It is the same reasoning as before. For example, it is simpler to 
transform a GA into a Self-Adaptive GA, or to use more complex 
representations, if the individuals are structures (or classes). But 
really, it all depends on what you want to do. :)

Cya,
Jorge

-- 
Jorge Tavares

"An engineer is someone who can do for ten shillings
  what any fool can do for a pound." - Neville Shute
From: charlieb
Subject: Re: Simple optimisation question.
Date: 
Message-ID: <c1keg3$1jqfpa$1@ID-208832.news.uni-berlin.de>
Thank-you for your interesting and detailed reply. Are there any books 
on this subject that you would recommend to a beginner?

Cheers
Charlieb.
From: Jorge Tavares
Subject: Re: Simple optimisation question.
Date: 
Message-ID: <c1n9sh$cn8$1@rena.mat.uc.pt>
Hi,

charlieb wrote:
> Thank-you for your interesting and detailed reply. Are there any books 
> on this subject that you would recommend to a beginner?
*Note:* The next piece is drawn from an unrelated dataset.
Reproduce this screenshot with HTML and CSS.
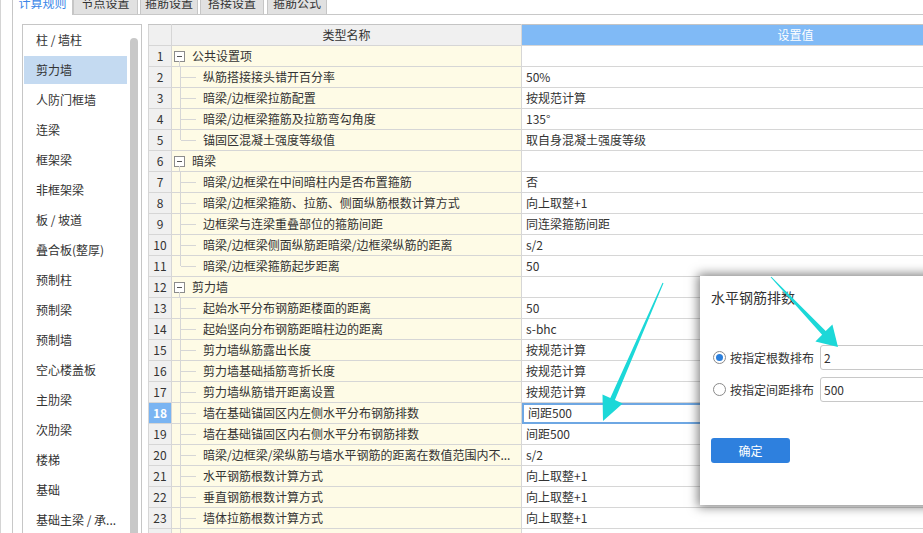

To the best of my knowledge I think the only book that talks about Lisp 
and Evolutionary Algorithms is "Genetic Programming" by John Koza, but 
like the title says, it is only about Genetic Programming.

EC books for beginners I would recommed "Introduction to Evolutionary 
Computation", by A. E. Eiben and J. E. Smith. In spite of it's age, 
"Genetic Algorithms in Search, Optimization and Machine Learning", by 
David Goldberg is still a must.

Books about Lisp is a common subject in this newsgroup, so you can 
easily find good recomendations if you google for previous posts.


Jorge

-- 
Jorge Tavares

"An engineer is someone who can do for ten shillings
  what any fool can do for a pound." - Neville Shute
From: charlieb
Subject: Re: Simple optimisation question.
Date: 
Message-ID: <c1ng9j$1j1c0i$1@ID-208832.news.uni-berlin.de>
Jorge Tavares wrote:

> Books about Lisp is a common subject in this newsgroup, so you can 
> easily find good recomendations if you google for previous posts.

Thanks, I did mean just evolutionary computing. I already have the lisp 
books I need.

Cheers
Charlie.